> INSTRUCTIONS FOR THE TASK
Transcribe all of the material exactly. Any picture in it should be left out.

============

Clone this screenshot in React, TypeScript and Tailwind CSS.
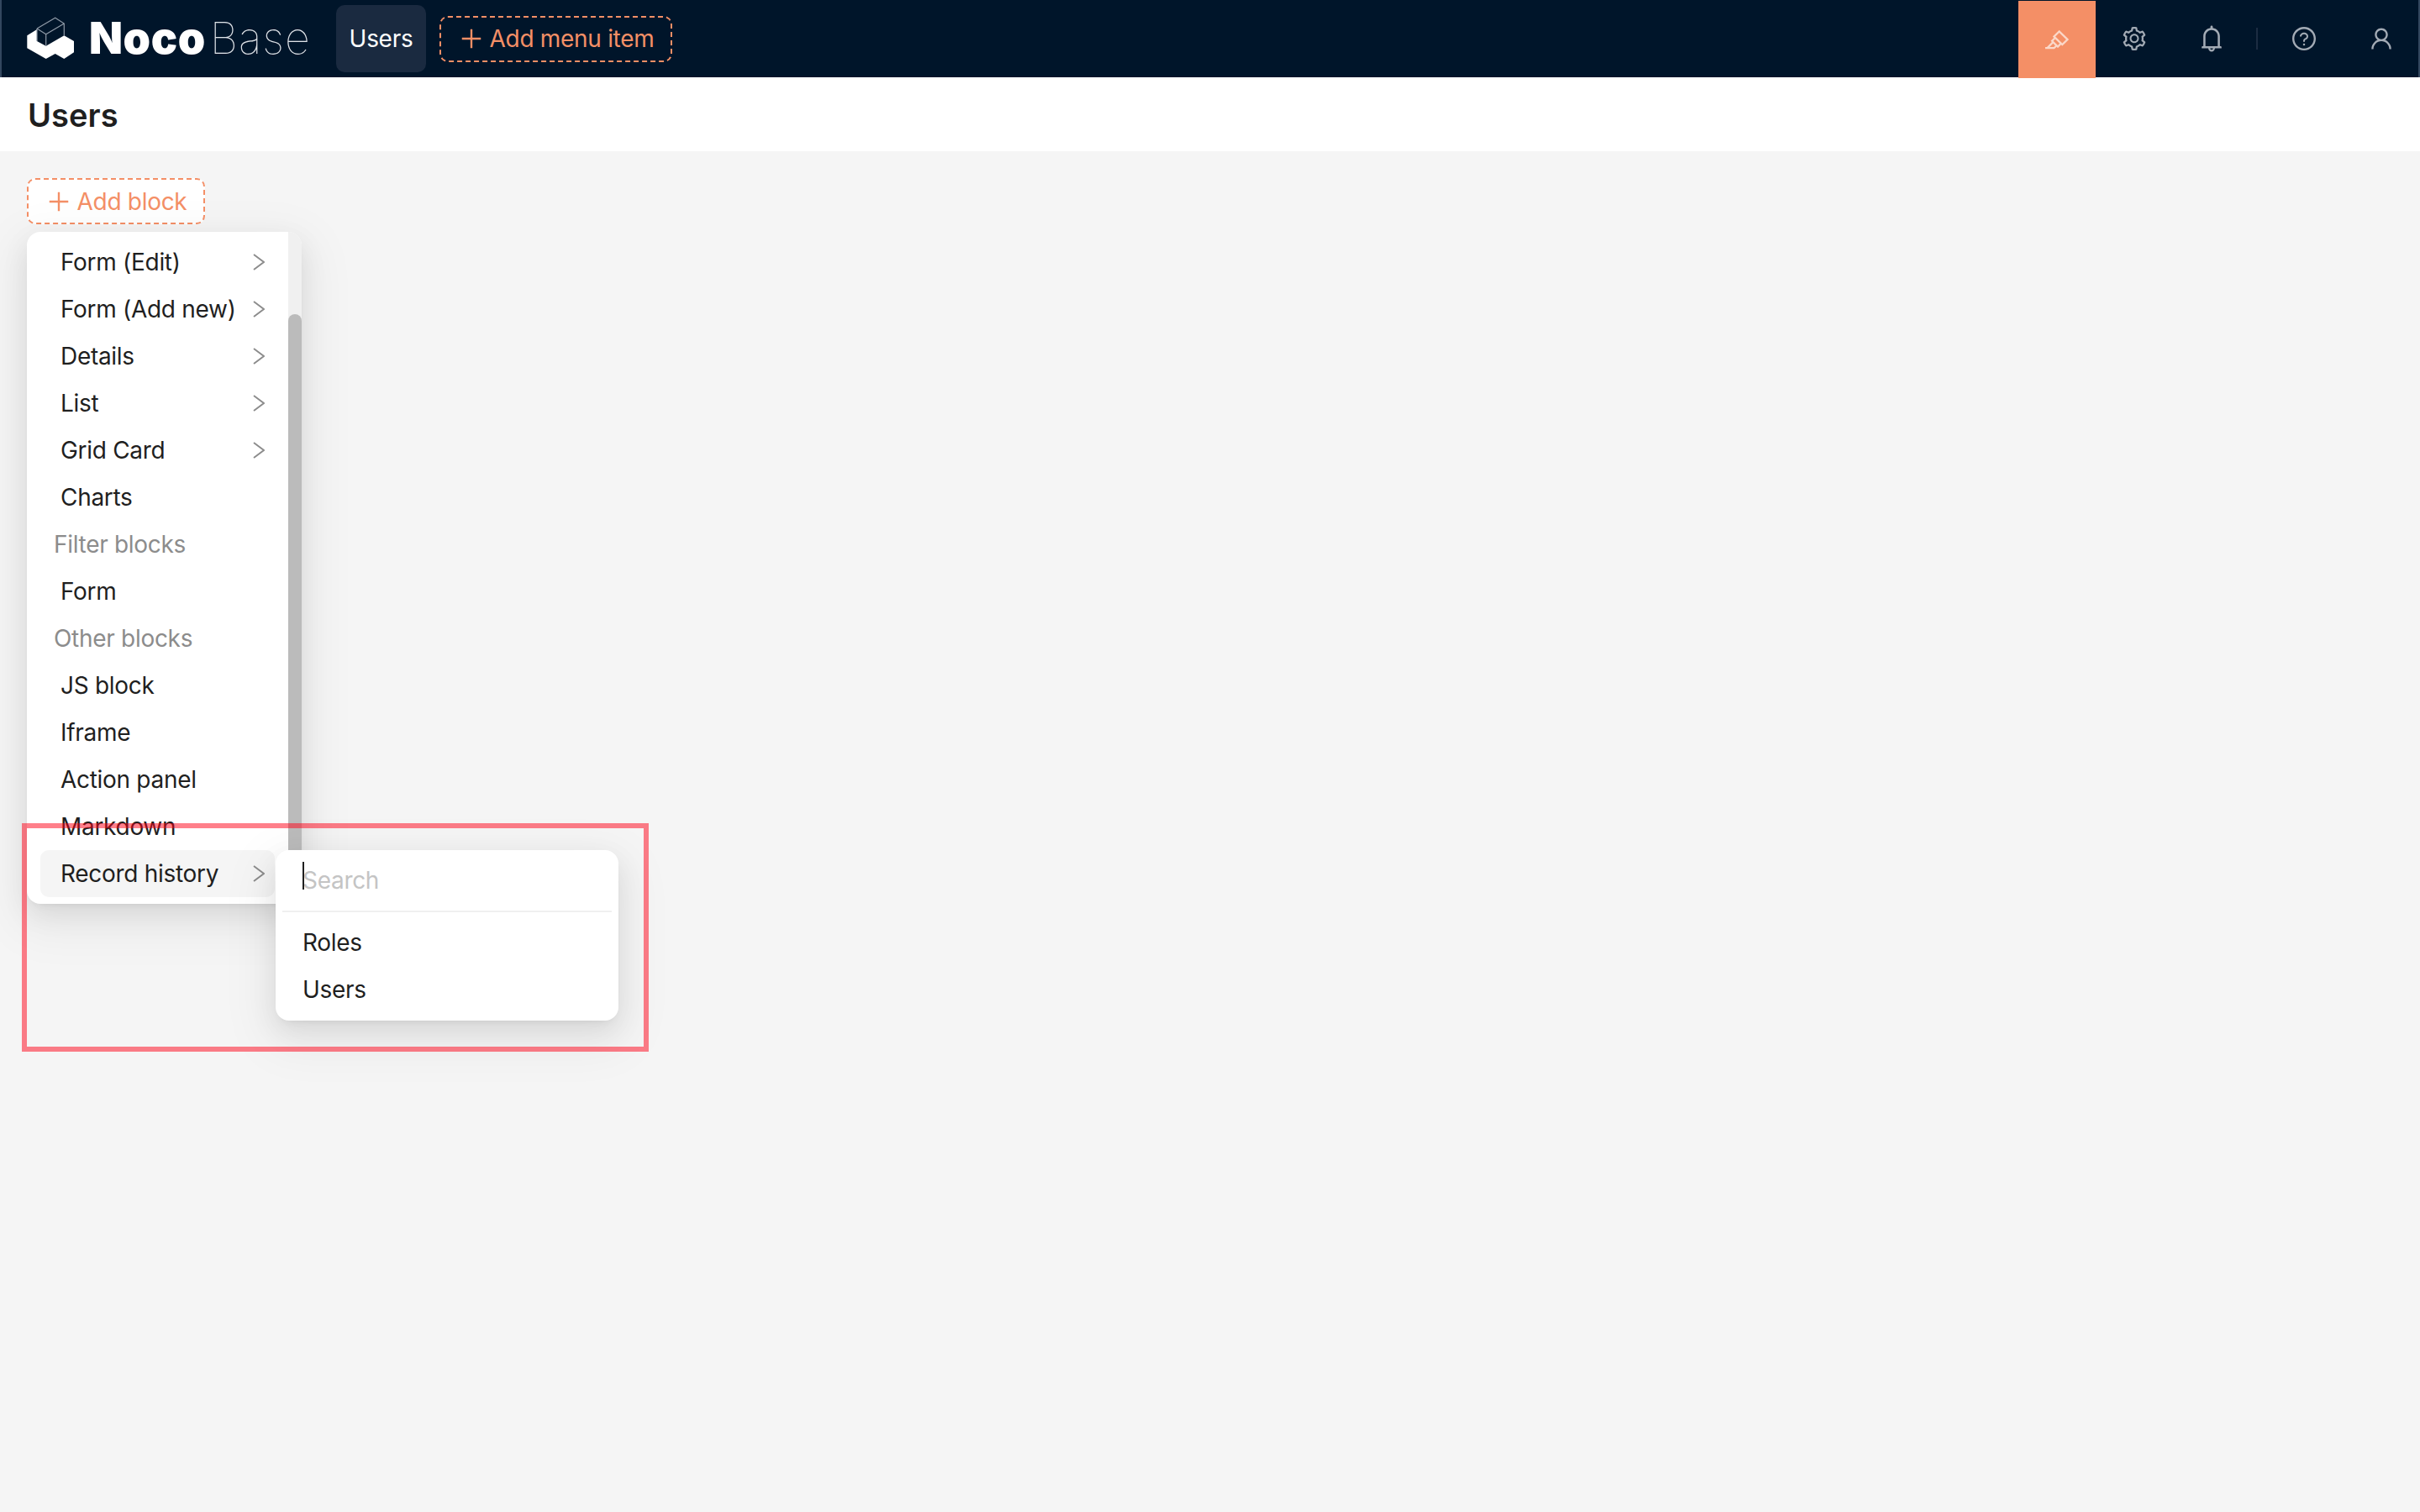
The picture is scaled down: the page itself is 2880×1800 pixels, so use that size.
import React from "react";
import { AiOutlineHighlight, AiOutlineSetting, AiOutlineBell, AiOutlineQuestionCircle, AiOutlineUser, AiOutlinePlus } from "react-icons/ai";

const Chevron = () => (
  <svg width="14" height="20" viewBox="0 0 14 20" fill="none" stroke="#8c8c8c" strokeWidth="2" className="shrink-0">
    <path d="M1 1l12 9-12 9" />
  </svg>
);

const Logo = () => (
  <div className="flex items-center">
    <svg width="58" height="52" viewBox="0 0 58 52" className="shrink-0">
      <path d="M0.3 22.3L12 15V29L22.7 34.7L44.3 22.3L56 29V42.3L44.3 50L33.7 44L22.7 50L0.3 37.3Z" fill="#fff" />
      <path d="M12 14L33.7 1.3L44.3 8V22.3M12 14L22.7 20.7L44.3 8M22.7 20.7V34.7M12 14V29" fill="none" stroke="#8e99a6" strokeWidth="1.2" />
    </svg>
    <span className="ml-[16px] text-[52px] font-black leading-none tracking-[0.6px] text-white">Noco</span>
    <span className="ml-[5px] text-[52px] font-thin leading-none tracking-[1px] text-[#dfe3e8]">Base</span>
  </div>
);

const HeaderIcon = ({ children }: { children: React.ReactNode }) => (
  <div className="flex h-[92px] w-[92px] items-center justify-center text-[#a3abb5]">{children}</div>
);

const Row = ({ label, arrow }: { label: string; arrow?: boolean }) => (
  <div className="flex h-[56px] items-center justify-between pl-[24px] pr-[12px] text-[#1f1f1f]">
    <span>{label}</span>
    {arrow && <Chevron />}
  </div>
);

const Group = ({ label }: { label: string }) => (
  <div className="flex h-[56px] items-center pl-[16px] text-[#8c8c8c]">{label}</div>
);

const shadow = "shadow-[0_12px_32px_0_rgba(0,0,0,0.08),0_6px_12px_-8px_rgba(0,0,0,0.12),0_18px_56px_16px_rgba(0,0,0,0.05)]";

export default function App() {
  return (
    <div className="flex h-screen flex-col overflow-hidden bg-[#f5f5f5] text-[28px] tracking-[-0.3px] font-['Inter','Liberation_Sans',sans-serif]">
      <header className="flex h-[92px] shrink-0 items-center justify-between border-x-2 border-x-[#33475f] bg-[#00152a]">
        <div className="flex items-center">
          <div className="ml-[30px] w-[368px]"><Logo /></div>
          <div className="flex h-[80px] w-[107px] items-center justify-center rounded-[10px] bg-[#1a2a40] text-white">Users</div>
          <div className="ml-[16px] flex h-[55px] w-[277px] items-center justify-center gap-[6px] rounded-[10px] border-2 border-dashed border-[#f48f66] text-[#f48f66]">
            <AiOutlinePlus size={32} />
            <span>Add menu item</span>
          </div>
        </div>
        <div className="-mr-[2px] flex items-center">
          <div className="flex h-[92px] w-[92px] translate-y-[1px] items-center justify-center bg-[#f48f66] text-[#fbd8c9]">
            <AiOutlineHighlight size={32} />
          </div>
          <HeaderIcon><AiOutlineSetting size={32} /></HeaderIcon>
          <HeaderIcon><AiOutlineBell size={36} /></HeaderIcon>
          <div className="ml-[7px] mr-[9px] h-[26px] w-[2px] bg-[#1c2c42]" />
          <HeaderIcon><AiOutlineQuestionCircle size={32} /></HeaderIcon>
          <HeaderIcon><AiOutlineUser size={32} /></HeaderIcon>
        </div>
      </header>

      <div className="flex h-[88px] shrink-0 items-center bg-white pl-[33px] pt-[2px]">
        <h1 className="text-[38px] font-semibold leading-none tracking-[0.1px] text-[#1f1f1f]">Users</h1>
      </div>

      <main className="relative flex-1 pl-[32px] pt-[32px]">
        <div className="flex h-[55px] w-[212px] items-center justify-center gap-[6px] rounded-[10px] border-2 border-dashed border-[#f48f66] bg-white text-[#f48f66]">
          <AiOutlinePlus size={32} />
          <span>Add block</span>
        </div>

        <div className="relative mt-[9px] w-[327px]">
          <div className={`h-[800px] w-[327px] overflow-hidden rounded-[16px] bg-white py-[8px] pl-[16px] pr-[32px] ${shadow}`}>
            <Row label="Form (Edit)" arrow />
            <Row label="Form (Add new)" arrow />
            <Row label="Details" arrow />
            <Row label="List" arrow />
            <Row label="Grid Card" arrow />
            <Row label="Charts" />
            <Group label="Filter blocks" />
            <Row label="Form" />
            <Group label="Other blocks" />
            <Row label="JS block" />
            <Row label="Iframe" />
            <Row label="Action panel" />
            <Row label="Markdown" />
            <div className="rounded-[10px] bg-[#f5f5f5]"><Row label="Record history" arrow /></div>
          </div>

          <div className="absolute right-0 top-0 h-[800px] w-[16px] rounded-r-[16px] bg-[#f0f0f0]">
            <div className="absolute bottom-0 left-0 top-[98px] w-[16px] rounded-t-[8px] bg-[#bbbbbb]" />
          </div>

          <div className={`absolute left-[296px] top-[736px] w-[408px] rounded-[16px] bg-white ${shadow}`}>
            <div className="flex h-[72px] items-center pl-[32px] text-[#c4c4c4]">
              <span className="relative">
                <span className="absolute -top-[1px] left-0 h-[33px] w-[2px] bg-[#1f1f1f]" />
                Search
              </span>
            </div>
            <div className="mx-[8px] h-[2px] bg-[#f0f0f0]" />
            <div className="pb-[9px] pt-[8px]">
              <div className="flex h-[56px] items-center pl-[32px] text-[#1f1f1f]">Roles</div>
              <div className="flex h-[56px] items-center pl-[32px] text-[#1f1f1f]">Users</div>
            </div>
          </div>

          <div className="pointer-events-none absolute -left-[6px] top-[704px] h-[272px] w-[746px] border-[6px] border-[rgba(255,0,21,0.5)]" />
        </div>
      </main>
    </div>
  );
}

============

> EXERCISE SOLUTION
Clone this screenshot in React, TypeScript and Tailwind CSS.
The picture is scaled down: the page itself is 2880×1800 pixels, so use that size.
import React from "react";
import { AiOutlineHighlight, AiOutlineSetting, AiOutlineBell, AiOutlineQuestionCircle, AiOutlineUser, AiOutlinePlus } from "react-icons/ai";

const Chevron = () => (
  <svg width="14" height="20" viewBox="0 0 14 20" fill="none" stroke="#8c8c8c" strokeWidth="2" className="shrink-0">
    <path d="M1 1l12 9-12 9" />
  </svg>
);

const Logo = () => (
  <div className="flex items-center">
    <svg width="58" height="52" viewBox="0 0 58 52" className="shrink-0">
      <path d="M0.3 22.3L12 15V29L22.7 34.7L44.3 22.3L56 29V42.3L44.3 50L33.7 44L22.7 50L0.3 37.3Z" fill="#fff" />
      <path d="M12 14L33.7 1.3L44.3 8V22.3M12 14L22.7 20.7L44.3 8M22.7 20.7V34.7M12 14V29" fill="none" stroke="#8e99a6" strokeWidth="1.2" />
    </svg>
    <span className="ml-[16px] text-[52px] font-black leading-none tracking-[0.6px] text-white">Noco</span>
    <span className="ml-[5px] text-[52px] font-thin leading-none tracking-[1px] text-[#dfe3e8]">Base</span>
  </div>
);

const HeaderIcon = ({ children }: { children: React.ReactNode }) => (
  <div className="flex h-[92px] w-[92px] items-center justify-center text-[#a3abb5]">{children}</div>
);

const Row = ({ label, arrow }: { label: string; arrow?: boolean }) => (
  <div className="flex h-[56px] items-center justify-between pl-[24px] pr-[12px] text-[#1f1f1f]">
    <span>{label}</span>
    {arrow && <Chevron />}
  </div>
);

const Group = ({ label }: { label: string }) => (
  <div className="flex h-[56px] items-center pl-[16px] text-[#8c8c8c]">{label}</div>
);

const shadow = "shadow-[0_12px_32px_0_rgba(0,0,0,0.08),0_6px_12px_-8px_rgba(0,0,0,0.12),0_18px_56px_16px_rgba(0,0,0,0.05)]";

export default function App() {
  return (
    <div className="flex h-screen flex-col overflow-hidden bg-[#f5f5f5] text-[28px] tracking-[-0.3px] font-['Inter','Liberation_Sans',sans-serif]">
      <header className="flex h-[92px] shrink-0 items-center justify-between border-x-2 border-x-[#33475f] bg-[#00152a]">
        <div className="flex items-center">
          <div className="ml-[30px] w-[368px]"><Logo /></div>
          <div className="flex h-[80px] w-[107px] items-center justify-center rounded-[10px] bg-[#1a2a40] text-white">Users</div>
          <div className="ml-[16px] flex h-[55px] w-[277px] items-center justify-center gap-[6px] rounded-[10px] border-2 border-dashed border-[#f48f66] text-[#f48f66]">
            <AiOutlinePlus size={32} />
            <span>Add menu item</span>
          </div>
        </div>
        <div className="-mr-[2px] flex items-center">
          <div className="flex h-[92px] w-[92px] translate-y-[1px] items-center justify-center bg-[#f48f66] text-[#fbd8c9]">
            <AiOutlineHighlight size={32} />
          </div>
          <HeaderIcon><AiOutlineSetting size={32} /></HeaderIcon>
          <HeaderIcon><AiOutlineBell size={36} /></HeaderIcon>
          <div className="ml-[7px] mr-[9px] h-[26px] w-[2px] bg-[#1c2c42]" />
          <HeaderIcon><AiOutlineQuestionCircle size={32} /></HeaderIcon>
          <HeaderIcon><AiOutlineUser size={32} /></HeaderIcon>
        </div>
      </header>

      <div className="flex h-[88px] shrink-0 items-center bg-white pl-[33px] pt-[2px]">
        <h1 className="text-[38px] font-semibold leading-none tracking-[0.1px] text-[#1f1f1f]">Users</h1>
      </div>

      <main className="relative flex-1 pl-[32px] pt-[32px]">
        <div className="flex h-[55px] w-[212px] items-center justify-center gap-[6px] rounded-[10px] border-2 border-dashed border-[#f48f66] bg-white text-[#f48f66]">
          <AiOutlinePlus size={32} />
          <span>Add block</span>
        </div>

        <div className="relative mt-[9px] w-[327px]">
          <div className={`h-[800px] w-[327px] overflow-hidden rounded-[16px] bg-white py-[8px] pl-[16px] pr-[32px] ${shadow}`}>
            <Row label="Form (Edit)" arrow />
            <Row label="Form (Add new)" arrow />
            <Row label="Details" arrow />
            <Row label="List" arrow />
            <Row label="Grid Card" arrow />
            <Row label="Charts" />
            <Group label="Filter blocks" />
            <Row label="Form" />
            <Group label="Other blocks" />
            <Row label="JS block" />
            <Row label="Iframe" />
            <Row label="Action panel" />
            <Row label="Markdown" />
            <div className="rounded-[10px] bg-[#f5f5f5]"><Row label="Record history" arrow /></div>
          </div>

          <div className="absolute right-0 top-0 h-[800px] w-[16px] rounded-r-[16px] bg-[#f0f0f0]">
            <div className="absolute bottom-0 left-0 top-[98px] w-[16px] rounded-t-[8px] bg-[#bbbbbb]" />
          </div>

          <div className={`absolute left-[296px] top-[736px] w-[408px] rounded-[16px] bg-white ${shadow}`}>
            <div className="flex h-[72px] items-center pl-[32px] text-[#c4c4c4]">
              <span className="relative">
                <span className="absolute -top-[1px] left-0 h-[33px] w-[2px] bg-[#1f1f1f]" />
                Search
              </span>
            </div>
            <div className="mx-[8px] h-[2px] bg-[#f0f0f0]" />
            <div className="pb-[9px] pt-[8px]">
              <div className="flex h-[56px] items-center pl-[32px] text-[#1f1f1f]">Roles</div>
              <div className="flex h-[56px] items-center pl-[32px] text-[#1f1f1f]">Users</div>
            </div>
          </div>

          <div className="pointer-events-none absolute -left-[6px] top-[704px] h-[272px] w-[746px] border-[6px] border-[rgba(255,0,21,0.5)]" />
        </div>
      </main>
    </div>
  );
}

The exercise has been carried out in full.